> Recorded information
▼▼▼

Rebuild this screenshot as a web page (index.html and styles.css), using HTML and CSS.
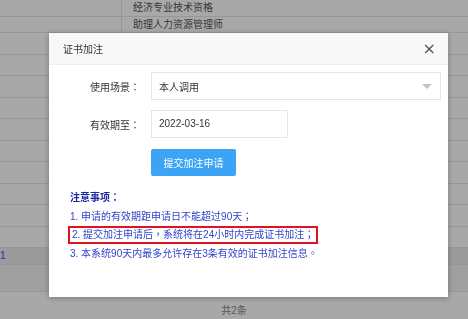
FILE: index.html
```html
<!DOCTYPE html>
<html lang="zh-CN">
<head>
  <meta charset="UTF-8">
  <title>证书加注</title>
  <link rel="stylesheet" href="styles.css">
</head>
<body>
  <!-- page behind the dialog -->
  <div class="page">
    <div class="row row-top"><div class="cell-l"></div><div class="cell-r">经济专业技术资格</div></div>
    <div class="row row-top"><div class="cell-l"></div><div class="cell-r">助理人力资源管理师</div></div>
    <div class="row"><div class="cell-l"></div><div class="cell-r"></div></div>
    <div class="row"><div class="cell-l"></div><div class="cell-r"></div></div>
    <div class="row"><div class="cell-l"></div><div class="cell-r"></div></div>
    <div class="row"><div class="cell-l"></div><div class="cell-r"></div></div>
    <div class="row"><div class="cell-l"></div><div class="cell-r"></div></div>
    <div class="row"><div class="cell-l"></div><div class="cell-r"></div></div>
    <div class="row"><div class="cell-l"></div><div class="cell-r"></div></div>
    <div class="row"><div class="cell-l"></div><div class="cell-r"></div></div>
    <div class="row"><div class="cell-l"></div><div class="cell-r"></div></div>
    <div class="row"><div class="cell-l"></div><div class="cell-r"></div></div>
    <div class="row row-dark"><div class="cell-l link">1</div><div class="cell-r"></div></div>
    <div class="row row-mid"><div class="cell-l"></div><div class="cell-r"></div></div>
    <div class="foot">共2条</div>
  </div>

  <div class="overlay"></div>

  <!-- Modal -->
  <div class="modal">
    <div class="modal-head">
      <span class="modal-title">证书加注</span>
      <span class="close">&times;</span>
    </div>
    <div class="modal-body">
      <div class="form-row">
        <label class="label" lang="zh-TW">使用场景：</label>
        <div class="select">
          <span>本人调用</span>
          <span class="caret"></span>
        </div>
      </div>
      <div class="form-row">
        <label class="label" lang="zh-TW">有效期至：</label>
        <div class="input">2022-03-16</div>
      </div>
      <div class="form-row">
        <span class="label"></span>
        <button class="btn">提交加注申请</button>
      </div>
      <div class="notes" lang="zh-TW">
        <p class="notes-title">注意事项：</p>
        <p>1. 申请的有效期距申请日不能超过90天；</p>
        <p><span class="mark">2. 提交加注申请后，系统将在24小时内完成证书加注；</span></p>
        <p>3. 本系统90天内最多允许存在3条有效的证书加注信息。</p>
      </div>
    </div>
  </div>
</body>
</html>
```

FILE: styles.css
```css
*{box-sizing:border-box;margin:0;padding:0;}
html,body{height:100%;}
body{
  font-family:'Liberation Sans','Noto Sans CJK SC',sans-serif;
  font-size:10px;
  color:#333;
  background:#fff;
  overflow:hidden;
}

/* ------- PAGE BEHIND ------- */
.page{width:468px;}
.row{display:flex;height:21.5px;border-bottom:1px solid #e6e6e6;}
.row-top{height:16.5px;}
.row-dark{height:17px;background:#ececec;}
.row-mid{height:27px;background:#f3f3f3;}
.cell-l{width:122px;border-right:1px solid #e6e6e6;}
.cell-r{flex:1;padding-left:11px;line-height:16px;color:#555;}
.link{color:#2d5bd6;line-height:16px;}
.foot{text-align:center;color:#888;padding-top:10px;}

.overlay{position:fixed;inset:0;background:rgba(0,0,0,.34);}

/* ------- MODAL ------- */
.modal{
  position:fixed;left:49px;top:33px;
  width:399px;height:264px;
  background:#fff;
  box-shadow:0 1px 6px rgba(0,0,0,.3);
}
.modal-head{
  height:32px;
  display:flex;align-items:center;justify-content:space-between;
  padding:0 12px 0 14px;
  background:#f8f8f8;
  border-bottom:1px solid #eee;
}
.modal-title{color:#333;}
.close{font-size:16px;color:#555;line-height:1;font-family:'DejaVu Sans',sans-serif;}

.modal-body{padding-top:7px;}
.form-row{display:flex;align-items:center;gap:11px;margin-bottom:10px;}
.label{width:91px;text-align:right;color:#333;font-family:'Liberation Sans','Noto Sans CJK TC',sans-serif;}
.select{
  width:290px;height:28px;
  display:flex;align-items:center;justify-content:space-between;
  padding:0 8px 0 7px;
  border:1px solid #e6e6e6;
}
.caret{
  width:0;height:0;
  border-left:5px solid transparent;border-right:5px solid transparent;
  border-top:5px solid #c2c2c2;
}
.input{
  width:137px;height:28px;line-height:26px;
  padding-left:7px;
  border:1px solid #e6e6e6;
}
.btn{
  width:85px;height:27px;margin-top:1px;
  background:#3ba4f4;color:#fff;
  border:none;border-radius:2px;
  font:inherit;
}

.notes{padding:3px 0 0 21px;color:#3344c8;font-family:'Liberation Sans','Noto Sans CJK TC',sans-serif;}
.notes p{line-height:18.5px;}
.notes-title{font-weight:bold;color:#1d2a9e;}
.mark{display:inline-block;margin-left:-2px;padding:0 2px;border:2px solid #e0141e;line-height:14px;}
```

▲▲▲

> Work to complete
Repeat the lines above exactly, and keep every picture out.

> Problem solution
Rebuild this screenshot as a web page (index.html and styles.css), using HTML and CSS.
FILE: index.html
```html
<!DOCTYPE html>
<html lang="zh-CN">
<head>
  <meta charset="UTF-8">
  <title>证书加注</title>
  <link rel="stylesheet" href="styles.css">
</head>
<body>
  <!-- page behind the dialog -->
  <div class="page">
    <div class="row row-top"><div class="cell-l"></div><div class="cell-r">经济专业技术资格</div></div>
    <div class="row row-top"><div class="cell-l"></div><div class="cell-r">助理人力资源管理师</div></div>
    <div class="row"><div class="cell-l"></div><div class="cell-r"></div></div>
    <div class="row"><div class="cell-l"></div><div class="cell-r"></div></div>
    <div class="row"><div class="cell-l"></div><div class="cell-r"></div></div>
    <div class="row"><div class="cell-l"></div><div class="cell-r"></div></div>
    <div class="row"><div class="cell-l"></div><div class="cell-r"></div></div>
    <div class="row"><div class="cell-l"></div><div class="cell-r"></div></div>
    <div class="row"><div class="cell-l"></div><div class="cell-r"></div></div>
    <div class="row"><div class="cell-l"></div><div class="cell-r"></div></div>
    <div class="row"><div class="cell-l"></div><div class="cell-r"></div></div>
    <div class="row"><div class="cell-l"></div><div class="cell-r"></div></div>
    <div class="row row-dark"><div class="cell-l link">1</div><div class="cell-r"></div></div>
    <div class="row row-mid"><div class="cell-l"></div><div class="cell-r"></div></div>
    <div class="foot">共2条</div>
  </div>

  <div class="overlay"></div>

  <!-- Modal -->
  <div class="modal">
    <div class="modal-head">
      <span class="modal-title">证书加注</span>
      <span class="close">&times;</span>
    </div>
    <div class="modal-body">
      <div class="form-row">
        <label class="label" lang="zh-TW">使用场景：</label>
        <div class="select">
          <span>本人调用</span>
          <span class="caret"></span>
        </div>
      </div>
      <div class="form-row">
        <label class="label" lang="zh-TW">有效期至：</label>
        <div class="input">2022-03-16</div>
      </div>
      <div class="form-row">
        <span class="label"></span>
        <button class="btn">提交加注申请</button>
      </div>
      <div class="notes" lang="zh-TW">
        <p class="notes-title">注意事项：</p>
        <p>1. 申请的有效期距申请日不能超过90天；</p>
        <p><span class="mark">2. 提交加注申请后，系统将在24小时内完成证书加注；</span></p>
        <p>3. 本系统90天内最多允许存在3条有效的证书加注信息。</p>
      </div>
    </div>
  </div>
</body>
</html>
```

FILE: styles.css
```css
*{box-sizing:border-box;margin:0;padding:0;}
html,body{height:100%;}
body{
  font-family:'Liberation Sans','Noto Sans CJK SC',sans-serif;
  font-size:10px;
  color:#333;
  background:#fff;
  overflow:hidden;
}

/* ------- PAGE BEHIND ------- */
.page{width:468px;}
.row{display:flex;height:21.5px;border-bottom:1px solid #e6e6e6;}
.row-top{height:16.5px;}
.row-dark{height:17px;background:#ececec;}
.row-mid{height:27px;background:#f3f3f3;}
.cell-l{width:122px;border-right:1px solid #e6e6e6;}
.cell-r{flex:1;padding-left:11px;line-height:16px;color:#555;}
.link{color:#2d5bd6;line-height:16px;}
.foot{text-align:center;color:#888;padding-top:10px;}

.overlay{position:fixed;inset:0;background:rgba(0,0,0,.34);}

/* ------- MODAL ------- */
.modal{
  position:fixed;left:49px;top:33px;
  width:399px;height:264px;
  background:#fff;
  box-shadow:0 1px 6px rgba(0,0,0,.3);
}
.modal-head{
  height:32px;
  display:flex;align-items:center;justify-content:space-between;
  padding:0 12px 0 14px;
  background:#f8f8f8;
  border-bottom:1px solid #eee;
}
.modal-title{color:#333;}
.close{font-size:16px;color:#555;line-height:1;font-family:'DejaVu Sans',sans-serif;}

.modal-body{padding-top:7px;}
.form-row{display:flex;align-items:center;gap:11px;margin-bottom:10px;}
.label{width:91px;text-align:right;color:#333;font-family:'Liberation Sans','Noto Sans CJK TC',sans-serif;}
.select{
  width:290px;height:28px;
  display:flex;align-items:center;justify-content:space-between;
  padding:0 8px 0 7px;
  border:1px solid #e6e6e6;
}
.caret{
  width:0;height:0;
  border-left:5px solid transparent;border-right:5px solid transparent;
  border-top:5px solid #c2c2c2;
}
.input{
  width:137px;height:28px;line-height:26px;
  padding-left:7px;
  border:1px solid #e6e6e6;
}
.btn{
  width:85px;height:27px;margin-top:1px;
  background:#3ba4f4;color:#fff;
  border:none;border-radius:2px;
  font:inherit;
}

.notes{padding:3px 0 0 21px;color:#3344c8;font-family:'Liberation Sans','Noto Sans CJK TC',sans-serif;}
.notes p{line-height:18.5px;}
.notes-title{font-weight:bold;color:#1d2a9e;}
.mark{display:inline-block;margin-left:-2px;padding:0 2px;border:2px solid #e0141e;line-height:14px;}
```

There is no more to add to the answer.